The Air Force maintains a fleet of aircraft that are used to ferry high-ranking federal and state officials on hundreds of flights around the world each year on political, diplomatic and economic development missions of varying sensitivity. Private corporate executives are included on many of the economic development junkets.

The National Archives and Records Administration and the Office of Management and Budget issued guidance more than two decade ago – well before digital preservation of official information became available – that allows the Air Force to delete such travel records after only two years following the flights.

Those documents contain crucial information, including lists of passengers, reasons for travel, routes taken and the aircraft’s tail numbers, which can be used to track flights. Such records can also show interesting facts, such as the people officials flew and likely interacted with.

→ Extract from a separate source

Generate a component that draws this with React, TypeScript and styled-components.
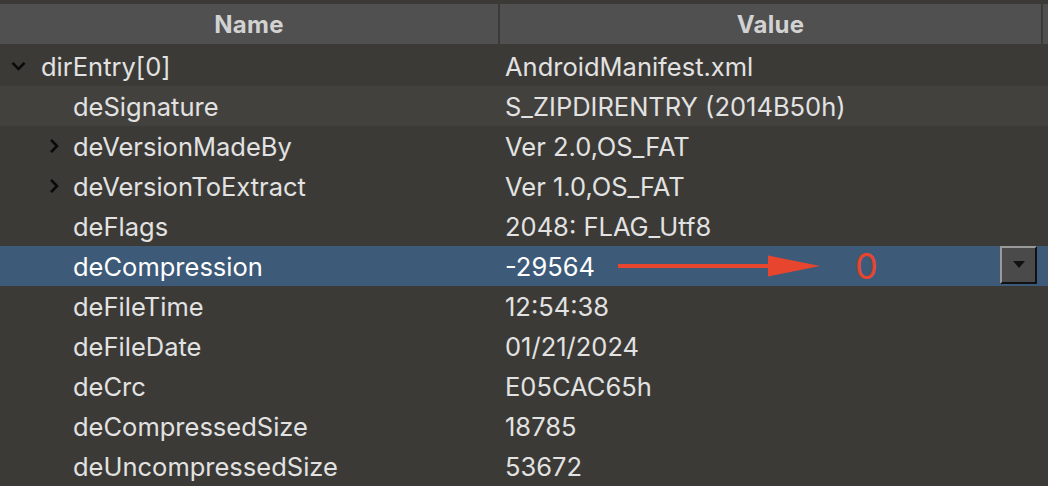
import React from "react";
import styled, { createGlobalStyle } from "styled-components";

const Global = createGlobalStyle`
  html, body { margin: 0; padding: 0; background: #3b3a36; }
  body { font-family: Inter, "Noto Sans", sans-serif; }
`;

const Frame = styled.div`
  width: 1048px;
  height: 486px;
  overflow: hidden;
  background: #3b3a36;
  padding-top: 4px;
  box-sizing: border-box;
`;

const Header = styled.div`
  display: grid;
  grid-template-columns: 498px 2px 541px 2px 1fr;
  height: 40px;
  background: #505050;
  margin-bottom: 2px;
`;

const HeaderCell = styled.div`
  display: flex;
  align-items: center;
  justify-content: center;
  color: #d2d2d2;
  font-weight: 700;
  font-size: 24px;
  letter-spacing: 0.3px;
`;

const Sep = styled.div`
  background: #3b3a36;
`;

const Row = styled.div<{ $selected?: boolean; $hover?: boolean }>`
  display: grid;
  grid-template-columns: 505px 1fr;
  height: 40px;
  align-items: center;
  background: ${(p) => (p.$selected ? "#3d5a78" : p.$hover ? "#42413e" : "#3b3a36")};
  color: ${(p) => (p.$selected ? "#ffffff" : "#e2e2e2")};
  font-size: 25.5px;
  position: relative;
`;

const NameCell = styled.div<{ $depth: number }>`
  display: flex;
  align-items: center;
  padding-left: ${(p) => (p.$depth === 0 ? 11 : 49)}px;
  white-space: nowrap;
`;

const Toggle = styled.span<{ $depth: number }>`
  width: ${(p) => (p.$depth === 0 ? 30 : 24)}px;
  display: inline-flex;
  align-items: center;
  justify-content: flex-start;
`;

const ValueCell = styled.div`
  display: flex;
  align-items: center;
  white-space: nowrap;
`;

const Arrow = styled.svg`
  margin-left: 23px;
  flex: none;
`;

const Zero = styled.span`
  color: #e8452f;
  font-size: 36px;
  line-height: 1;
  margin-left: 35px;
`;

const Dropdown = styled.div`
  position: absolute;
  left: 1000px;
  top: 0;
  width: 37px;
  height: 38px;
  box-sizing: border-box;
  background: #4a4a4a;
  border-top: 2px solid #9a9a9a;
  border-left: 2px solid #9a9a9a;
  border-right: 2px solid #111;
  border-bottom: 2px solid #111;
  display: flex;
  align-items: center;
  justify-content: center;
`;

const Chevron = ({ open }: { open: boolean }) =>
  open ? (
    <svg width="15" height="10" viewBox="0 0 15 10">
      <path d="M1.5 1.8 L7.5 7.8 L13.5 1.8" fill="none" stroke="#0a0a0a" strokeWidth="2.6" />
    </svg>
  ) : (
    <svg width="10" height="16" viewBox="0 0 10 16">
      <path d="M2 1.8 L8 8 L2 14.2" fill="none" stroke="#0a0a0a" strokeWidth="2.6" />
    </svg>
  );

type Item = { name: string; value: string; depth: number; toggle?: "open" | "closed"; hover?: boolean; selected?: boolean };

const items: Item[] = [
  { name: "dirEntry[0]", value: "AndroidManifest.xml", depth: 0, toggle: "open" },
  { name: "deSignature", value: "S_ZIPDIRENTRY (2014B50h)", depth: 1, hover: true },
  { name: "deVersionMadeBy", value: "Ver 2.0,OS_FAT", depth: 1, toggle: "closed" },
  { name: "deVersionToExtract", value: "Ver 1.0,OS_FAT", depth: 1, toggle: "closed" },
  { name: "deFlags", value: "2048: FLAG_Utf8", depth: 1 },
  { name: "deCompression", value: "-29564", depth: 1, selected: true },
  { name: "deFileTime", value: "12:54:38", depth: 1 },
  { name: "deFileDate", value: "01/21/2024", depth: 1 },
  { name: "deCrc", value: "E05CAC65h", depth: 1 },
  { name: "deCompressedSize", value: "18785", depth: 1 },
  { name: "deUncompressedSize", value: "53672", depth: 1 },
];

export default function App() {
  return (
    <Frame>
      <Global />
      <Header>
        <HeaderCell>Name</HeaderCell>
        <Sep />
        <HeaderCell>Value</HeaderCell>
        <Sep />
        <div />
      </Header>
      {items.map((it) => (
        <Row key={it.name} $selected={it.selected} $hover={it.hover}>
          <NameCell $depth={it.depth}>
            <Toggle $depth={it.depth}>{it.toggle ? <Chevron open={it.toggle === "open"} /> : null}</Toggle>
            {it.name}
          </NameCell>
          <ValueCell>
            {it.value}
            {it.selected && (
              <>
                <Arrow width="202" height="24" viewBox="0 0 202 24">
                  <rect x="0" y="10" width="160" height="4" fill="#e8452f" />
                  <polygon points="150,1.5 202,12 150,22.5" fill="#e8452f" />
                </Arrow>
                <Zero>0</Zero>
              </>
            )}
          </ValueCell>
          {it.selected && (
            <Dropdown>
              <svg width="12" height="8" viewBox="0 0 12 8">
                <polygon points="0,0 12,0 6,7" fill="#111" />
              </svg>
            </Dropdown>
          )}
        </Row>
      ))}
    </Frame>
  );
}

During the Clinton administration, then-Secretary of Commerce Ron Brown was accused by Republicans in Congress and other critics of using the economic development flights as political rewards for Democratic contributors.

Non-profit government watchdog Judicial Watch fought a long and mostly successful battle in federal court to gain access under the Freedom of Information Act to documents about the Brown trips. Letting documents be destroyed after a certain period, however, undermines the principle of public access underlying the FOIA.

“We want to make sure we have systems in place to preserve what generally would be regarded as what either is or could be of public interest,” said Campaign for Accountability Executive Director Anne Weismann.

Such information could be useful to voters as they vet the 2016 presidential candidates.

“The importance of public access and accountability has never been greater,” Weismann said. “If the records aren’t there, it narrows the universe of information available, and it narrows the universe of information used to inform voters.”

Digital preservation of official records eliminates most of the logistical problems associated with preserving paper records from the past.

“There’s no reason these records can’t be kept in the cloud longer,” National Security Archive Director of the Freedom of Information Project Nate Jones said. “These old record schedules are a very big problem. In the digital age, the practice should be towards long retention, rather than short retention.”

Jones also said that government officials could be happy that the policies haven’t been updated, as they prevent potentially embarrassing or damaging information from becoming public.

Weismann agreed, saying “we should be putting pressure on the Archives to require agencies to take a much more refined approach.”

Until then, officials will be able to rely on the antiquated regulations.

“All uses of government aircraft must be documented and this documen-tation [sic] must be retained for at least two years,” an OMB circular from May 22, 1992 said.

OMB likely based its guidance from NARA’s General Records Schedule, Air Force Records Officer Tommy Lee told the Daily Caller News Foundation. The document was last updated in September 2014, but the generic travel guidance remains unchanged since it was originally issued Nov. 27, 1991.

“Routine administrative records including correspondence, forms and related records pertaining to commercial and noncommercial agency travel and transportation and freight functions not covered elsewhere in this schedule,” the NARA document said. “Destroy when two years old.”

The document does not specify what qualifies as “routine.”